11. Explanatory and predictive power
Guiding question: Can the main thesis account for phenomena within and even beyond the scope of its immediate subject, including future events?
12. Precise handling of details and distinctions
Guiding question: Does the inquiry avoid treating different things as the same or the same things as different?
13. Nuanced treatment of subtleties
Guiding question: Is the first impression of the evidence interrogated so that non-obvious realities can be identified and explained?
14. Clarity of exposition
Guiding question: Are the big intellectual moves across the inquiry organized so that they can be re-traced by someone else?
15. Intellectual charity
Guiding question: Are the strongest versions of opposing views engaged?
A plausible account of what is truly the case:
16. Normative or ethical justification
Guiding question: Does the inquiry pursue truth in the service of human flourishing and the pursuit of beauty (for Christians, these will ultimately resolve in a relationship with God)?
17. Parsimony without oversimplifying complexity
Guiding question: Do the arguments aim at the simplest explanation that corresponds to the evidence and avoid explanations of explanations?
18. Profundity of insight
Guiding question: Is there imaginative and creative reasoning that goes beyond the self-evident implications of the inquiry and brings together non-obvious connections with their broader implications?

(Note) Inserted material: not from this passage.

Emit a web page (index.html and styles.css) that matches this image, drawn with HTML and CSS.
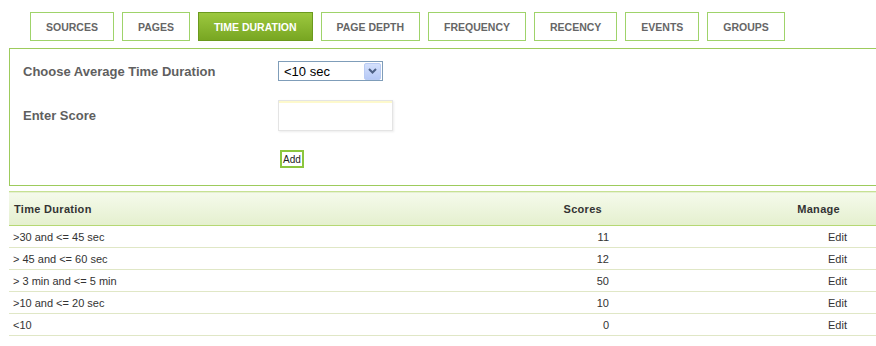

19. Measuredness of conclusions and avoiding overstatement
Guiding question: Do the conclusions acknowledge their limits, state the conditions under which they hold, and express confidence proportional to the scope, evidence, and findings of the inquiry?
20. Potential for pragmatic fruitfulness and theoretical constructiveness
Guiding question: Are the conclusions operationalizable, scalable, sustainable, and/or adaptable, and can they foster or integrate with other pursuits of inquiry?
The relevance of the criteria will change depending on whether you are writing, say, a sermon or a board briefing. These twenty aren't intended to be exhaustive, but they are enough for my purposes. And I trust that you will see these standards reflected in what you find in Best Practices.